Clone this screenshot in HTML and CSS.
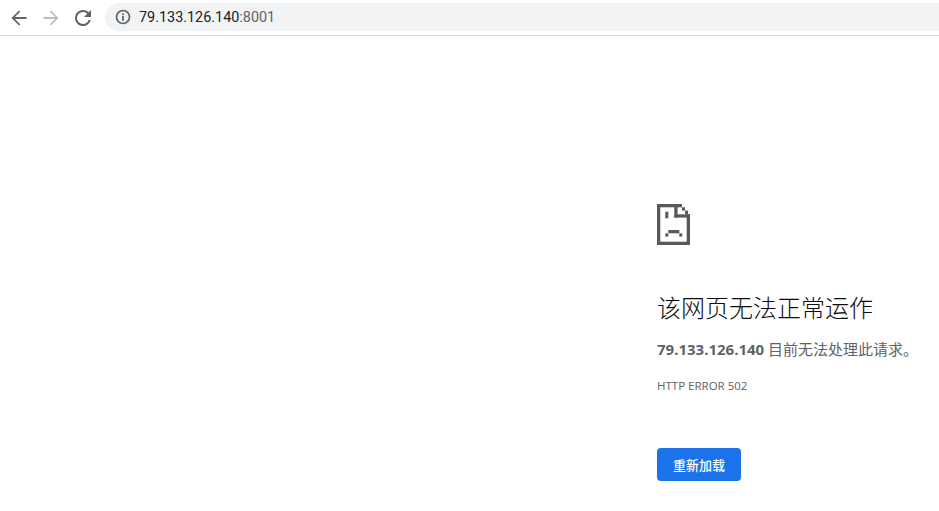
FILE: index.html
```html
<!DOCTYPE html>
<html lang="zh-CN">
<head>
<meta charset="utf-8">
<title>79.133.126.140</title>
<link rel="stylesheet" href="styles.css">
</head>
<body>
<header class="toolbar">
  <svg class="nav-icon nav-back" viewBox="0 0 16 16"><path d="M15.5 7H3.9l5.3-5.3L8 .5.5 8 8 15.500l1.200-1.200L3.900 9h11.600z" fill="#5f6368"/></svg>
  <svg class="nav-icon nav-forward" viewBox="0 0 16 16"><path d="M.5 7h11.600L6.800 1.700 8 .5 15.500 8 8 15.500l-1.200-1.200L12.100 9H.5z" fill="#bcbec1"/></svg>
  <svg class="nav-icon nav-reload" viewBox="0 0 16 16"><path d="M13.650 2.350A7.950 7.950 0 0 0 8 0a8 8 0 1 0 7.730 10h-2.080A6 6 0 1 1 8 2c1.660 0 3.140.69 4.220 1.780L9 7h7V0z" fill="#5f6368"/></svg>
  <div class="omnibox">
    <svg class="info-icon" viewBox="0 0 16 16"><circle cx="8" cy="8" r="6.500" fill="none" stroke="#5f6368" stroke-width="1.700"/><rect x="7.100" y="7" width="1.800" height="4.700" fill="#5f6368"/><rect x="7.100" y="4.300" width="1.800" height="1.800" fill="#5f6368"/></svg>
    <span class="host">79.133.126.140</span><span class="port">:8001</span>
  </div>
</header>
<main class="content">
  <svg class="sad-file" viewBox="0 0 33 41" fill="#58595b">
    <rect x="0" y="0" width="3.300" height="41"/>
    <rect x="0" y="0" width="25" height="3.300"/>
    <rect x="0" y="37.700" width="33" height="3.300"/>
    <rect x="29.700" y="10.300" width="3.300" height="30.700"/>
    <rect x="17.300" y="0" width="3.300" height="13.600"/>
    <rect x="17.300" y="10.300" width="15.700" height="3.300"/>
    <rect x="25" y="3.300" width="3" height="3.300"/>
    <rect x="28" y="6.600" width="3" height="3.700"/>
    <rect x="8.300" y="7.700" width="3" height="6.600"/>
    <rect x="11.300" y="26" width="11" height="3.300"/>
    <rect x="8.300" y="29.300" width="3" height="3.300"/>
    <rect x="22.300" y="29.300" width="3" height="3.300"/>
  </svg>
  <h1 class="title">该网页无法正常运作</h1>
  <p class="message"><strong class="message-host">79.133.126.140</strong> 目前无法处理此请求。</p>
  <p class="code">HTTP ERROR 502</p>
  <button class="reload">重新加载</button>
</main>
</body>
</html>
```

FILE: styles.css
```css
html, body {
  margin: 0;
  padding: 0;
  height: 100%;
  overflow: hidden;
  background: #fff;
  font-family: "Open Sans", "Noto Sans CJK SC", sans-serif;
}

.toolbar {
  display: flex;
  align-items: center;
  height: 35px;
  border-bottom: 1px solid #dadce0;
  padding-left: 11px;
  overflow: hidden;
}

.nav-icon {
  width: 16px;
  height: 16px;
  flex: none;
}

.nav-forward { margin-left: 16px; }
.nav-reload { margin-left: 16px; margin-right: 14px; }

.omnibox {
  flex: none;
  display: flex;
  align-items: center;
  box-sizing: border-box;
  width: 900px;
  height: 28px;
  padding: 0 0 0 10px;
  margin-bottom: 1px;
  border-radius: 15px;
  background: #f1f3f4;
  font-family: Roboto, "Noto Sans", sans-serif;
  font-size: 14.4px;
}

.info-icon {
  width: 16px;
  height: 16px;
  margin-right: 8px;
  flex: none;
}

.host { color: #202124; }
.port { color: #5f6368; }

.content {
  padding: 168px 0 0 657px;
}

.sad-file {
  display: block;
  width: 33px;
  height: 41px;
}

.title {
  margin: 46px 0 0;
  font-size: 24px;
  line-height: 34px;
  font-weight: 300;
  color: #0c0c0e;
  white-space: nowrap;
}

.message {
  margin: 14px 0 0;
  font-size: 15px;
  line-height: 20px;
  color: #5f6368;
  white-space: nowrap;
}

.message-host {
  font-weight: 700;
}

.code {
  margin: 17px 0 0;
  font-size: 11.5px;
  line-height: 20px;
  color: #5f6368;
  white-space: nowrap;
}

.reload {
  display: block;
  margin-top: 52px;
  width: 84px;
  height: 33px;
  padding: 0;
  border: 0;
  border-radius: 4px;
  background: #1a73e8;
  color: #fff;
  font-family: "Noto Sans CJK SC", sans-serif;
  font-size: 13px;
  font-weight: 500;
}
```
######
DESCRIPTION OF THE TASK: Repeat the material exactly as it reads, without any of its pictures.

EXPECTED ANSWER:
Clone this screenshot in HTML and CSS.
FILE: index.html
```html
<!DOCTYPE html>
<html lang="zh-CN">
<head>
<meta charset="utf-8">
<title>79.133.126.140</title>
<link rel="stylesheet" href="styles.css">
</head>
<body>
<header class="toolbar">
  <svg class="nav-icon nav-back" viewBox="0 0 16 16"><path d="M15.5 7H3.9l5.3-5.3L8 .5.5 8 8 15.500l1.200-1.200L3.900 9h11.600z" fill="#5f6368"/></svg>
  <svg class="nav-icon nav-forward" viewBox="0 0 16 16"><path d="M.5 7h11.600L6.800 1.700 8 .5 15.500 8 8 15.500l-1.200-1.200L12.100 9H.5z" fill="#bcbec1"/></svg>
  <svg class="nav-icon nav-reload" viewBox="0 0 16 16"><path d="M13.650 2.350A7.950 7.950 0 0 0 8 0a8 8 0 1 0 7.730 10h-2.080A6 6 0 1 1 8 2c1.660 0 3.140.69 4.220 1.780L9 7h7V0z" fill="#5f6368"/></svg>
  <div class="omnibox">
    <svg class="info-icon" viewBox="0 0 16 16"><circle cx="8" cy="8" r="6.500" fill="none" stroke="#5f6368" stroke-width="1.700"/><rect x="7.100" y="7" width="1.800" height="4.700" fill="#5f6368"/><rect x="7.100" y="4.300" width="1.800" height="1.800" fill="#5f6368"/></svg>
    <span class="host">79.133.126.140</span><span class="port">:8001</span>
  </div>
</header>
<main class="content">
  <svg class="sad-file" viewBox="0 0 33 41" fill="#58595b">
    <rect x="0" y="0" width="3.300" height="41"/>
    <rect x="0" y="0" width="25" height="3.300"/>
    <rect x="0" y="37.700" width="33" height="3.300"/>
    <rect x="29.700" y="10.300" width="3.300" height="30.700"/>
    <rect x="17.300" y="0" width="3.300" height="13.600"/>
    <rect x="17.300" y="10.300" width="15.700" height="3.300"/>
    <rect x="25" y="3.300" width="3" height="3.300"/>
    <rect x="28" y="6.600" width="3" height="3.700"/>
    <rect x="8.300" y="7.700" width="3" height="6.600"/>
    <rect x="11.300" y="26" width="11" height="3.300"/>
    <rect x="8.300" y="29.300" width="3" height="3.300"/>
    <rect x="22.300" y="29.300" width="3" height="3.300"/>
  </svg>
  <h1 class="title">该网页无法正常运作</h1>
  <p class="message"><strong class="message-host">79.133.126.140</strong> 目前无法处理此请求。</p>
  <p class="code">HTTP ERROR 502</p>
  <button class="reload">重新加载</button>
</main>
</body>
</html>
```

FILE: styles.css
```css
html, body {
  margin: 0;
  padding: 0;
  height: 100%;
  overflow: hidden;
  background: #fff;
  font-family: "Open Sans", "Noto Sans CJK SC", sans-serif;
}

.toolbar {
  display: flex;
  align-items: center;
  height: 35px;
  border-bottom: 1px solid #dadce0;
  padding-left: 11px;
  overflow: hidden;
}

.nav-icon {
  width: 16px;
  height: 16px;
  flex: none;
}

.nav-forward { margin-left: 16px; }
.nav-reload { margin-left: 16px; margin-right: 14px; }

.omnibox {
  flex: none;
  display: flex;
  align-items: center;
  box-sizing: border-box;
  width: 900px;
  height: 28px;
  padding: 0 0 0 10px;
  margin-bottom: 1px;
  border-radius: 15px;
  background: #f1f3f4;
  font-family: Roboto, "Noto Sans", sans-serif;
  font-size: 14.4px;
}

.info-icon {
  width: 16px;
  height: 16px;
  margin-right: 8px;
  flex: none;
}

.host { color: #202124; }
.port { color: #5f6368; }

.content {
  padding: 168px 0 0 657px;
}

.sad-file {
  display: block;
  width: 33px;
  height: 41px;
}

.title {
  margin: 46px 0 0;
  font-size: 24px;
  line-height: 34px;
  font-weight: 300;
  color: #0c0c0e;
  white-space: nowrap;
}

.message {
  margin: 14px 0 0;
  font-size: 15px;
  line-height: 20px;
  color: #5f6368;
  white-space: nowrap;
}

.message-host {
  font-weight: 700;
}

.code {
  margin: 17px 0 0;
  font-size: 11.5px;
  line-height: 20px;
  color: #5f6368;
  white-space: nowrap;
}

.reload {
  display: block;
  margin-top: 52px;
  width: 84px;
  height: 33px;
  padding: 0;
  border: 0;
  border-radius: 4px;
  background: #1a73e8;
  color: #fff;
  font-family: "Noto Sans CJK SC", sans-serif;
  font-size: 13px;
  font-weight: 500;
}
```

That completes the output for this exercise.